┌──

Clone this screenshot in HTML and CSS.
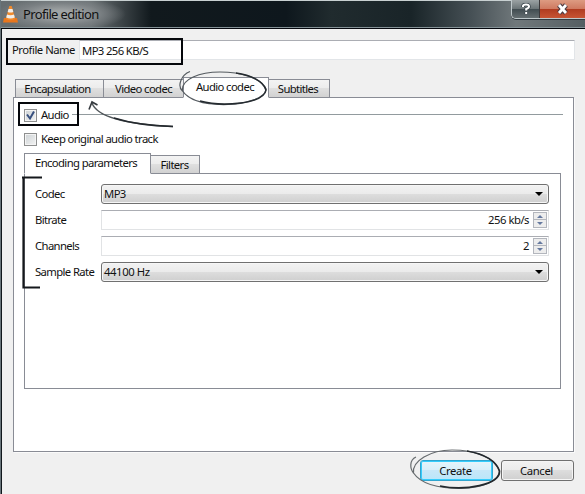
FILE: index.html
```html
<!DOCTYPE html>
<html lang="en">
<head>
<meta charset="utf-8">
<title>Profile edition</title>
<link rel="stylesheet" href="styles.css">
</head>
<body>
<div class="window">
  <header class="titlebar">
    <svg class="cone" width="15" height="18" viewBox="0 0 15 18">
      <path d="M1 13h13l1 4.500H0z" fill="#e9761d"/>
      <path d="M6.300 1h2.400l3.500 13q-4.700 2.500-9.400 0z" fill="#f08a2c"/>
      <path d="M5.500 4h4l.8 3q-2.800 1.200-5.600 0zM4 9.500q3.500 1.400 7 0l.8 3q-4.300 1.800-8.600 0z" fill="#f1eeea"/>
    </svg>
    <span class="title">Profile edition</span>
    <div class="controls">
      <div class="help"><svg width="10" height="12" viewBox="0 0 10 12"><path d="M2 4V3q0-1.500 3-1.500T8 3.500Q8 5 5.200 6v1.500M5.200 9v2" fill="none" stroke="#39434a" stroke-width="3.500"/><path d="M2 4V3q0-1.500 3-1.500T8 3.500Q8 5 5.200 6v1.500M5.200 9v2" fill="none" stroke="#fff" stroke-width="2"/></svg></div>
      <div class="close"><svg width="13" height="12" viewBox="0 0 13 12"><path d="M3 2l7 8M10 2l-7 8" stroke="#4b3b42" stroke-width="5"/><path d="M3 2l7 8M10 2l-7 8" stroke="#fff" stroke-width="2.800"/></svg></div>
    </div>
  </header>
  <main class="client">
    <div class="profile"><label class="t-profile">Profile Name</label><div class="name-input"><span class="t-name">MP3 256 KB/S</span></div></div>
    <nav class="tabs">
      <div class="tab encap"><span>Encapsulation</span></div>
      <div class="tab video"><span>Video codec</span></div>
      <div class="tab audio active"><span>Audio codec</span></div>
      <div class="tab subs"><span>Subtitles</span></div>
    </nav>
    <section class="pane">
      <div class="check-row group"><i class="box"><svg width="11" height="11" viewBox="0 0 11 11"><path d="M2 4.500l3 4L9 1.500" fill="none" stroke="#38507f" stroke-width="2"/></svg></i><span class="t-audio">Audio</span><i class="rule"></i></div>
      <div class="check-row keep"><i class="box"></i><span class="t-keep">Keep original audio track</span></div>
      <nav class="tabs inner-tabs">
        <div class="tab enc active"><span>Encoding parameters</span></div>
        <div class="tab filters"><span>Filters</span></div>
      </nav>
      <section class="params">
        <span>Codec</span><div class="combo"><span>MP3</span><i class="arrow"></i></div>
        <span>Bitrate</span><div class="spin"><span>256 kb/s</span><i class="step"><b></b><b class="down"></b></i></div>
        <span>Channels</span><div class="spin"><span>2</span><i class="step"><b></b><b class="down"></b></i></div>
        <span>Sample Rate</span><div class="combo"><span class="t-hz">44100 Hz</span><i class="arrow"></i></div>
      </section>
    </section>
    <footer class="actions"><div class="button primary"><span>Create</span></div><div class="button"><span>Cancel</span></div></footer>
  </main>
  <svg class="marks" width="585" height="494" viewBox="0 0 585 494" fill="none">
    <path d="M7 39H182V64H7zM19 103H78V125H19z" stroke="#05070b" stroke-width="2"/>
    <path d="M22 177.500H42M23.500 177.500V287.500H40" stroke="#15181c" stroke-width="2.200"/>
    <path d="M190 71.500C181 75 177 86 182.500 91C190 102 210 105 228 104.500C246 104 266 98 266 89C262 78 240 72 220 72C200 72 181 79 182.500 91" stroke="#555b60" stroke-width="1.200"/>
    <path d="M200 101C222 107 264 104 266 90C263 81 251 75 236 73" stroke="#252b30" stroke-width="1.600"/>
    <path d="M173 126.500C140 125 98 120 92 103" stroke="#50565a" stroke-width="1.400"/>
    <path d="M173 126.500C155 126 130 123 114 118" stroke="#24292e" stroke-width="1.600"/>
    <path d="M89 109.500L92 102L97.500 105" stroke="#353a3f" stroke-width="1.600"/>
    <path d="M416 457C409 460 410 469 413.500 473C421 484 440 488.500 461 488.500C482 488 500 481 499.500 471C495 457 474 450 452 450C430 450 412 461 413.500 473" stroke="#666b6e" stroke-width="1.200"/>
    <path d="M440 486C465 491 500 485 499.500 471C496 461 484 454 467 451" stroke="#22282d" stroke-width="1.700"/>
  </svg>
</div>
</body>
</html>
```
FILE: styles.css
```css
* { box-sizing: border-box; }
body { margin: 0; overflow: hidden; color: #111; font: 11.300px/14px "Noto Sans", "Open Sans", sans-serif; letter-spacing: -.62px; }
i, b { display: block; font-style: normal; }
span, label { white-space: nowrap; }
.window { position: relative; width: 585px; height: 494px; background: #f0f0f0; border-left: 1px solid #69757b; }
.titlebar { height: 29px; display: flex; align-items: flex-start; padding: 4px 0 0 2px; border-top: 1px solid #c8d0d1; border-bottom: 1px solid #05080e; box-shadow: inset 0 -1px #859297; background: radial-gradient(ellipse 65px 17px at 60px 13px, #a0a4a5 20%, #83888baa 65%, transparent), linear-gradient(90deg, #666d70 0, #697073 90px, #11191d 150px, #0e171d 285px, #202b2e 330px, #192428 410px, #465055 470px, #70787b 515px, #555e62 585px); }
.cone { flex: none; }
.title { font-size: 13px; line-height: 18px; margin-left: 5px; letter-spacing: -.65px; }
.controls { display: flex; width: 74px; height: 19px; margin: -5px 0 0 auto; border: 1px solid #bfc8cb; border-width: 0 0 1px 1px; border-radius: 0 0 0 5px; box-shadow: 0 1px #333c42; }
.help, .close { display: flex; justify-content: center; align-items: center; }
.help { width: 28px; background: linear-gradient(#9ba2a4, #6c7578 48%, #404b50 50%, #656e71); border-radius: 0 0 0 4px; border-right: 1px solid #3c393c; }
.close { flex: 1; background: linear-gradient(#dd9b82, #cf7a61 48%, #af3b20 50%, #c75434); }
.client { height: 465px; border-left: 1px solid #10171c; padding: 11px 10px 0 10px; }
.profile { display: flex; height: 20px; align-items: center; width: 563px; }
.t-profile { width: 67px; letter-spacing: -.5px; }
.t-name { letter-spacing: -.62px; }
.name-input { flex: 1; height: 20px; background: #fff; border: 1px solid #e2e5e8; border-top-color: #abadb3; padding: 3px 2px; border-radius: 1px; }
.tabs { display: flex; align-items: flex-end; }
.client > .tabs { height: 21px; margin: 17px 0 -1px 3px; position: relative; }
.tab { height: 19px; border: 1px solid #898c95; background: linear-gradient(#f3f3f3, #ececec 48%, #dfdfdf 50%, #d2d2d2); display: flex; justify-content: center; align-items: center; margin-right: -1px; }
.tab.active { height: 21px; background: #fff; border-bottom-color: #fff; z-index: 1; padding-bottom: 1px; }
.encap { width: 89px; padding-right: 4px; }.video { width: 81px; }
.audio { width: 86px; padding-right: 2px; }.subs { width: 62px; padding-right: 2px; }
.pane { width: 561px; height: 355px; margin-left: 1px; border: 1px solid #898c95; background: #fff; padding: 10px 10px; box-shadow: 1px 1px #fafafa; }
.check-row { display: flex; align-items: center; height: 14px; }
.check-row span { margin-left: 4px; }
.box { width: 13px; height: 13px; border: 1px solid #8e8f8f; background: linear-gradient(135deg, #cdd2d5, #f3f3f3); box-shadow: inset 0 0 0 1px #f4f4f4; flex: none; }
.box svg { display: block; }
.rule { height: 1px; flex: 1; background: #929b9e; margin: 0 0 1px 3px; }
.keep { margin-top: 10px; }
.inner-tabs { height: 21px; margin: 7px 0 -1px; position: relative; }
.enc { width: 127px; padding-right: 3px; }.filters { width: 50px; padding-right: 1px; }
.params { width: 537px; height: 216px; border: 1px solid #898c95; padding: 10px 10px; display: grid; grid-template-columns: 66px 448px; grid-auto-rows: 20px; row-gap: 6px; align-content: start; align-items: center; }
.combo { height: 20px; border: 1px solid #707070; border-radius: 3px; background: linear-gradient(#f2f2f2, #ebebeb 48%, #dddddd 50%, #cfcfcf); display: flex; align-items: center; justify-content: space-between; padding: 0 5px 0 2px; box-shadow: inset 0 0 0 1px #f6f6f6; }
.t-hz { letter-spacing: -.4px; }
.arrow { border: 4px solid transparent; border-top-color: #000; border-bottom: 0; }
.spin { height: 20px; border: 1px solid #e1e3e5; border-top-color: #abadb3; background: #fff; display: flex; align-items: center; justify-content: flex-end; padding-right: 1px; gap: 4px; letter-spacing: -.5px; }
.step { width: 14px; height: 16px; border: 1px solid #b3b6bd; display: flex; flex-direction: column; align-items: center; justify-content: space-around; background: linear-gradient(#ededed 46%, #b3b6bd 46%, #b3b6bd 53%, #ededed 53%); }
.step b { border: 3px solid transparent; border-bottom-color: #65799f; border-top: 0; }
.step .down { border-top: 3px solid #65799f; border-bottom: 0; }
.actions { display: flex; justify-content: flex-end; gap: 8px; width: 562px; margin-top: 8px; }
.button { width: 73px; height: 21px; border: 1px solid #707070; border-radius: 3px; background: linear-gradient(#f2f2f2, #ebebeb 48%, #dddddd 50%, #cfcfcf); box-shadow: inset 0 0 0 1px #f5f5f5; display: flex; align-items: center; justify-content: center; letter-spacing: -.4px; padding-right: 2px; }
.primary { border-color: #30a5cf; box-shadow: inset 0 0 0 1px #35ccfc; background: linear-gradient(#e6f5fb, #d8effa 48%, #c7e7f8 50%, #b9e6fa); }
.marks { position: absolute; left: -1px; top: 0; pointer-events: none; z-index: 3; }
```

└──
┌──

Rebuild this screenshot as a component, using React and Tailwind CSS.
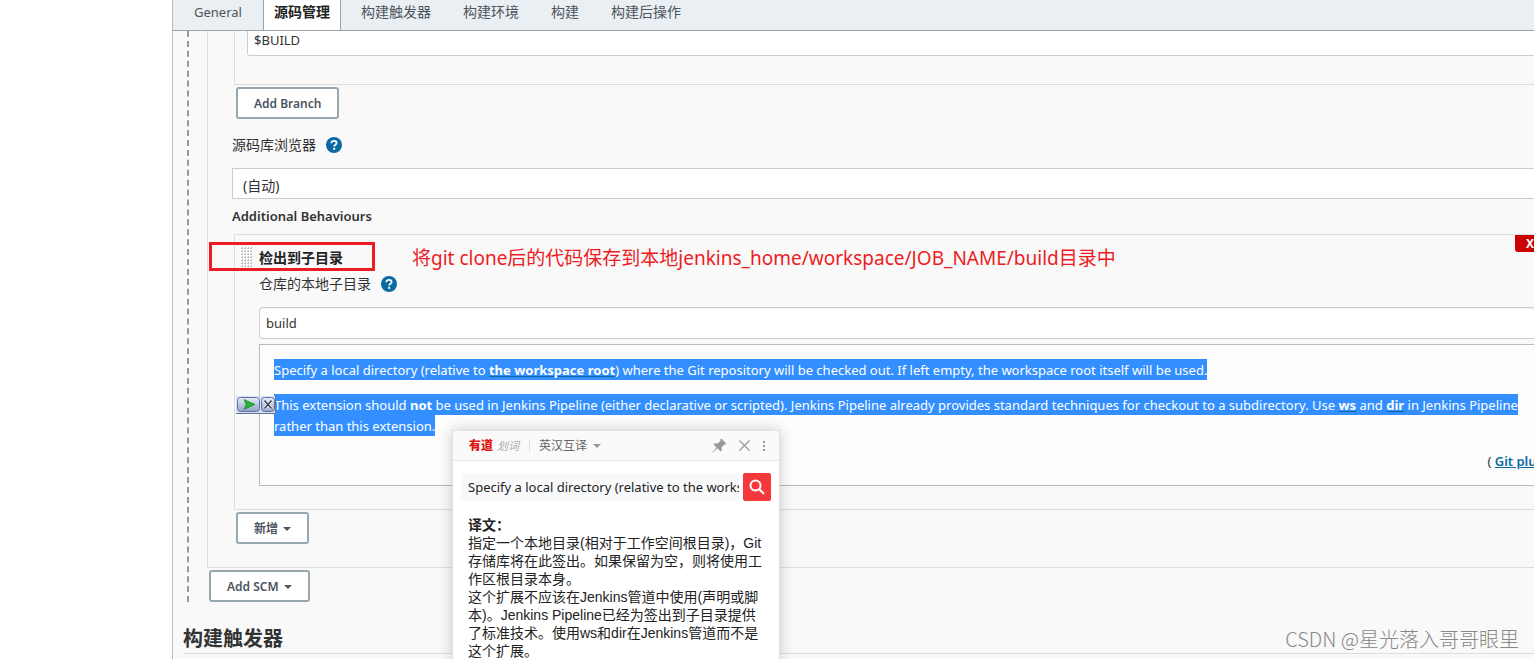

└──

> [Task statement]
Each line above that includes "screenshot" should be shown.

> [Solution to this problem]
Clone this screenshot in HTML and CSS.
Rebuild this screenshot as a component, using React and Tailwind CSS.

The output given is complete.